#### GOAL OF THE EXERCISE
Pick every line with "that" from the material below.

START RECORDS TO PROCESS

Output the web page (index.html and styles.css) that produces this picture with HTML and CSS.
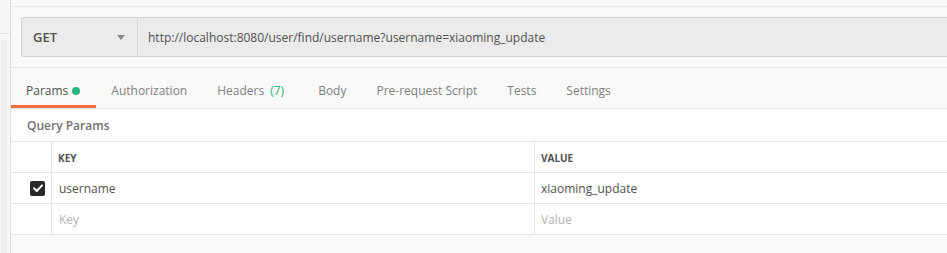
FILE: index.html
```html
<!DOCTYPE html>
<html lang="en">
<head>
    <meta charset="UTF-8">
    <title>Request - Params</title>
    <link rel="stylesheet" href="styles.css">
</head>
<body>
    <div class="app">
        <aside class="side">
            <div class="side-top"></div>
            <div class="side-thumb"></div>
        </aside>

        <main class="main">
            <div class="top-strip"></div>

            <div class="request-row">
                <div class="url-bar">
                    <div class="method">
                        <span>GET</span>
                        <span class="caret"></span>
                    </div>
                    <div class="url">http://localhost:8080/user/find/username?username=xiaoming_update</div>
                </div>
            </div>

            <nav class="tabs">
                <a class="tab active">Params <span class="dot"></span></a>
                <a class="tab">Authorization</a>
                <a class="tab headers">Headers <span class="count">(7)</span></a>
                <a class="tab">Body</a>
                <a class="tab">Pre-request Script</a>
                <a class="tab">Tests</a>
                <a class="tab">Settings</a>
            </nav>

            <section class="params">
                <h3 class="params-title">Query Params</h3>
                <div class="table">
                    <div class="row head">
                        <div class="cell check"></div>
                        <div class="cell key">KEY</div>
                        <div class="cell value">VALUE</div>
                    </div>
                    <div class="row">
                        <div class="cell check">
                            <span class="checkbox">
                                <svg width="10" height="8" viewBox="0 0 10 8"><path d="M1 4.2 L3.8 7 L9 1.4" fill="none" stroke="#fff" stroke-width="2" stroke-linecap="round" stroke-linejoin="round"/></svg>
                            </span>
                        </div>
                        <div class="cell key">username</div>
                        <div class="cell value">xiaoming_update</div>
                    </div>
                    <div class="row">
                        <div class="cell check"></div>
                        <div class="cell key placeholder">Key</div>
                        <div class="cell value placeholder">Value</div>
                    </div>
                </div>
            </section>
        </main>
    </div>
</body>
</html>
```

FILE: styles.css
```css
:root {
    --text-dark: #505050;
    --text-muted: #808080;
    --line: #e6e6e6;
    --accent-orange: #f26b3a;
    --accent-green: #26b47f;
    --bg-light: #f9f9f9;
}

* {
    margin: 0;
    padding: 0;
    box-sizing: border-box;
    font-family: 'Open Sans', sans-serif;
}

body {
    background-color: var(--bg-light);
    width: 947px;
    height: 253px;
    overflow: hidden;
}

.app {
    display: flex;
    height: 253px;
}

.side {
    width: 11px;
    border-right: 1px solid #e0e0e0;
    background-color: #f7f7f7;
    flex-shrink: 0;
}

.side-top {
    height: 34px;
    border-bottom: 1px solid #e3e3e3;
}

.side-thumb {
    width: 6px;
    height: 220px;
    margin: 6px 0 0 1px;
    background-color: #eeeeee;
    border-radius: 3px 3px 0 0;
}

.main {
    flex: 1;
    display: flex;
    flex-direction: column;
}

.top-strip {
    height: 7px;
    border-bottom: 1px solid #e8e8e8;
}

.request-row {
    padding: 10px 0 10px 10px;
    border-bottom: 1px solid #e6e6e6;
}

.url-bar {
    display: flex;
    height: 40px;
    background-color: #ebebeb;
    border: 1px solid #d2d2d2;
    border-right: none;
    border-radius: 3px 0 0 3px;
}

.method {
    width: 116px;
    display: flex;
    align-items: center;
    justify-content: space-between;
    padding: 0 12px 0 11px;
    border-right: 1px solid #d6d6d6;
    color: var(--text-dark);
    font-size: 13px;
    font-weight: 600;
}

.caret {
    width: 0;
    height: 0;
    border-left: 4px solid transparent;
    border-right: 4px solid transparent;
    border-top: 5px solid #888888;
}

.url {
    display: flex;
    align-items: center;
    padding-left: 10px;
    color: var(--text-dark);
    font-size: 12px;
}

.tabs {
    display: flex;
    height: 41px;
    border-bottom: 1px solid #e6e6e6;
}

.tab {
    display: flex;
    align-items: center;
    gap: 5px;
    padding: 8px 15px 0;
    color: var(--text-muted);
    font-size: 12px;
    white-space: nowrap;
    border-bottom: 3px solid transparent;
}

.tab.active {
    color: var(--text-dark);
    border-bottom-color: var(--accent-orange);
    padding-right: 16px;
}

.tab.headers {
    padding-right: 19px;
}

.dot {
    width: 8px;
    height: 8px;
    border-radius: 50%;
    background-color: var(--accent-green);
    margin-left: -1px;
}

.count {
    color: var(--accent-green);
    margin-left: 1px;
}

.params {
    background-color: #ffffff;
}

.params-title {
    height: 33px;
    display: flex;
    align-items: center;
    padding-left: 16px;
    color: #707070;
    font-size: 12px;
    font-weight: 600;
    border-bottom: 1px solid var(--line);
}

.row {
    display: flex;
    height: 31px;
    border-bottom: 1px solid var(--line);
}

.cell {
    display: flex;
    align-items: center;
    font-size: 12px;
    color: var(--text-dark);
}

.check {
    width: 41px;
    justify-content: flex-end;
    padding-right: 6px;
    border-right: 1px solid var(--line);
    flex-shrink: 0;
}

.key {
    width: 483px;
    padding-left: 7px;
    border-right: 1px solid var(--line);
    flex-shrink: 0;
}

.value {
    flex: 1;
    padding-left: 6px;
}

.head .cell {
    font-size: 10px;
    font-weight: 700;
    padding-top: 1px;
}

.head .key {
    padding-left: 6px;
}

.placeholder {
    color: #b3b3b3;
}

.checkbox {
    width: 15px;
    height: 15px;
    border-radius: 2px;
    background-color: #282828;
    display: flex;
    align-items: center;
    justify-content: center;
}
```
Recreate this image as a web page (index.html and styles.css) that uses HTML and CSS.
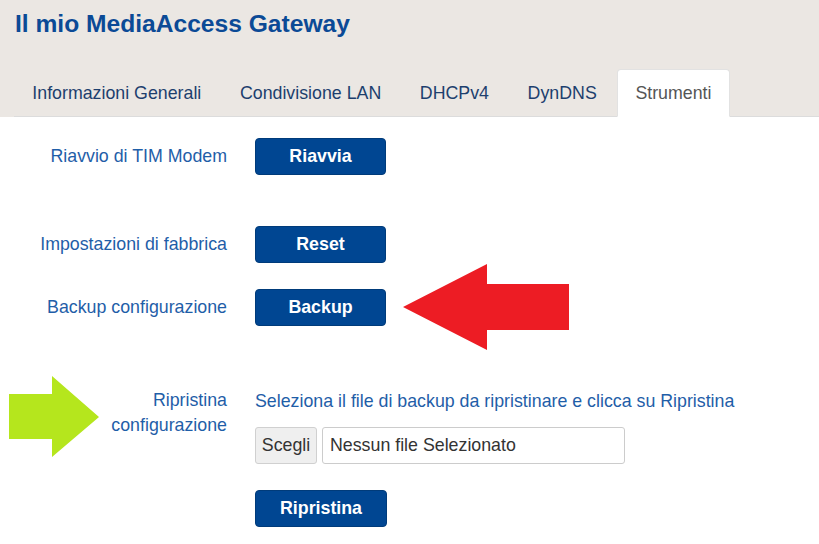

END RECORDS TO PROCESS

#### TASK ANSWER
Output the web page (index.html and styles.css) that produces this picture with HTML and CSS.
Recreate this image as a web page (index.html and styles.css) that uses HTML and CSS.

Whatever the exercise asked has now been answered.